Friday, June 28, 2013

Review: Pope Joan by Donna Woolfolk Cross

Was there a female pope as has been claimed in several historical books about her reign or is Pope Joan merely a hoax perpetrated on the Catholic church for some unknown reason? Donna Woolfolk Cross took what little she could find and turned the information into a novel.

Pope Joan is a historical novel about Joan from Ingelheim, a young girl who hungered for learning and was denied by her father, and the time in which she lived, because she was female. A Greek teacher recognized her intelligence and refused to teach Joan's brother John unless Joan was included, and this pattern continued until fate offered her a chance to change things by assuming her brother's name and gender. John was massacred during a Viking raid on the day of Joan's contracted marriage. Since she was the ward of a local landowner, whose wife was jealous of Joan's relationship with her husband, Joan had to go and in a way that would destroy all her hopes of a different life as an educated woman.

The 9th century was the darkest of the Middle Ages. Few people, even among the clergy, could read or write and women were meant to cook, sew, clean, and bear children, as many children as their bodies would accommodate. Many women, from the age of 14, were given in marriage and were pregnant every year. Many children were stillborn and even more never grew up to become productive citizens. It was believed that a female who could read and write used up all her fertile energy and could not bear children. It is the reverse of the modern joke that men have only enough blood in their bodies to run one brain at a time, except this was no joke, but the way society perceived women as chattel and baby factories.

Donna Woolfolk Cross uses her research skills and her background in writing nonfiction to infuse Pope Joan with as much fast as was available and considerable fictional skills to bring the times and Joan to life. The longing to be able to read and write and knowing the only obstacle in the way is one's gender is one that will resonate with many women even in today's world. To be hampered by biology is unthinkable to someone who hungers for more -- more books, more languages, more learning, and more life as a being with reason and intelligence. In this, Cross has hit all the right notes, even down to the internal war of wanting physical love at the peril of being unmasked as a fraud.
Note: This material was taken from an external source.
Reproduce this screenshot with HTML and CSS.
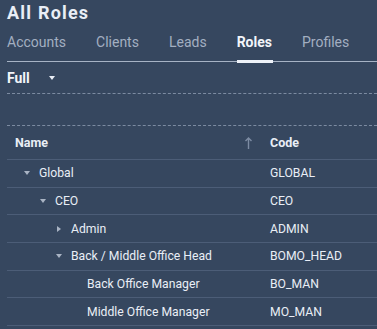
FILE: index.html
```html
<!DOCTYPE html>
<html>
<head>
<meta charset="utf-8">
<link rel="stylesheet" href="styles.css">
</head>
<body>
<div class="page">
  <h1 class="title">All Roles</h1>
  <nav class="tabs">
    <span class="tab">Accounts</span>
    <span class="tab">Clients</span>
    <span class="tab">Leads</span>
    <span class="tab active">Roles</span>
    <span class="tab">Profiles</span>
  </nav>
  <div class="filter">
    <span class="filter-label">Full</span>
    <span class="caret-down filter-caret"></span>
  </div>
  <div class="spacer"></div>
  <div class="table">
    <div class="row head">
      <div class="cell name">Name<span class="sort">
        <svg width="7" height="12" viewBox="0 0 7 12"><path d="M3.5 1 L3.5 12 M0.5 4 L3.5 1 L6.5 4" fill="none" stroke="#7d8ca3" stroke-width="1.4"/></svg>
      </span></div>
      <div class="cell code">Code</div>
    </div>
    <div class="row">
      <div class="cell name lvl0"><span class="toggle"><span class="caret-down"></span></span>Global</div>
      <div class="cell code">GLOBAL</div>
    </div>
    <div class="row">
      <div class="cell name lvl1"><span class="toggle"><span class="caret-down"></span></span>CEO</div>
      <div class="cell code">CEO</div>
    </div>
    <div class="row">
      <div class="cell name lvl2"><span class="toggle"><span class="caret-right"></span></span>Admin</div>
      <div class="cell code">ADMIN</div>
    </div>
    <div class="row">
      <div class="cell name lvl2"><span class="toggle"><span class="caret-down"></span></span>Back / Middle Office Head</div>
      <div class="cell code">BOMO_HEAD</div>
    </div>
    <div class="row">
      <div class="cell name lvl3"><span class="toggle"></span>Back Office Manager</div>
      <div class="cell code">BO_MAN</div>
    </div>
    <div class="row">
      <div class="cell name lvl3"><span class="toggle"></span>Middle Office Manager</div>
      <div class="cell code">MO_MAN</div>
    </div>
  </div>
</div>
</body>
</html>
```
FILE: styles.css
```css
html, body {
  margin: 0;
  padding: 0;
  background: #36475f;
  font-family: Roboto, "Liberation Sans", sans-serif;
  color: #e9eef6;
  overflow: hidden;
}
.page {
  padding-left: 7px;
}
.title {
  margin: 0;
  font-size: 18px;
  font-weight: 700;
  line-height: 26px;
  letter-spacing: 1.2px;
}
.tabs {
  display: flex;
  gap: 30px;
  height: 35px;
  border-bottom: 1px solid #a7b3c5;
  margin-top: 0;
}
.tab {
  font-size: 14px;
  line-height: 32px;
  color: #a3afc1;
  position: relative;
}
.tab.active {
  color: #f2f5fa;
  font-weight: 700;
}
.tab.active::after {
  content: "";
  position: absolute;
  left: 0;
  right: -1px;
  bottom: -2px;
  height: 3px;
  background: #eef2f8;
}
.filter {
  display: flex;
  align-items: center;
  height: 31px;
  border-bottom: 1px dashed #7c8ba1;
}
.filter-label {
  font-size: 14px;
  font-weight: 700;
  color: #f2f5fa;
}
.filter-caret {
  margin-left: 19px;
}
.caret-down {
  display: inline-block;
  width: 0;
  height: 0;
  border-left: 3.5px solid transparent;
  border-right: 3.5px solid transparent;
  border-top: 4px solid #a9b4c4;
}
.filter .caret-down {
  border-top-color: #e9eef6;
}
.caret-right {
  display: inline-block;
  width: 0;
  height: 0;
  border-top: 3.5px solid transparent;
  border-bottom: 3.5px solid transparent;
  border-left: 4px solid #a9b4c4;
}
.spacer {
  height: 31px;
  border-bottom: 1px dashed #7c8ba1;
}
.table {
  display: flex;
  flex-direction: column;
}
.row {
  display: grid;
  grid-template-columns: 255px 1fr;
  height: 27.7px;
  align-items: center;
  border-bottom: 1px solid #4c5d77;
  font-size: 12.2px;
  box-sizing: border-box;
}
.row.head {
  height: 34px;
  font-weight: 700;
  font-size: 12.5px;
}
.cell {
  white-space: nowrap;
}
.cell.name {
  padding-left: 8px;
  display: flex;
  align-items: center;
}
.head .cell.name {
  justify-content: space-between;
}
.sort {
  display: flex;
  margin-right: 10px;
}
.cell.code {
  padding-left: 8px;
}
.toggle {
  display: inline-flex;
  width: 24px;
  justify-content: center;
  align-items: center;
}
.cell.name.lvl1 { padding-left: 24px; }
.cell.name.lvl2 { padding-left: 40px; }
.cell.name.lvl3 { padding-left: 56px; }
```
Pope Joan is a novel that encompassed the historical truths while offering a glimpse of the sacrifices made in the name of equality and knowledge. Pope Joan is the story of female empowerment at a time when women had no power and the only way to realize such lofty dreams was to hide what they were in order to choose knowledge and freedom. Many women throughout this period, and in other times in the history of the world, have donned masculine disguise to hide their perceived inadequacies and prove that the only inadequate thing about them is the society in which they live. Although Joan lived more than a thousand years ago, her story is as powerful today as it ever was.

The Catholic church has long denied the existence of a female pope, even while many of the popes who followed her acknowledge her existence and her contributions. I find it most telling that it was not until after Pope Joan's sex was undeniably proven that future popes must be publicly examined in order to prove they are male. There was no need before Pope Joan since no other woman had made it so far.

Cross's historical novel is as wonderful as it is shocking and all the more timely when women's rights and place in society is at peril. How many women in today's world are willing to sacrifice everything to realize their dreams? After reading Pope Joan, they may find the sacrifice worth the prize. With solid historical details and an understanding of the complexities of the human heart, Pope Joan is an outstanding novel for our times.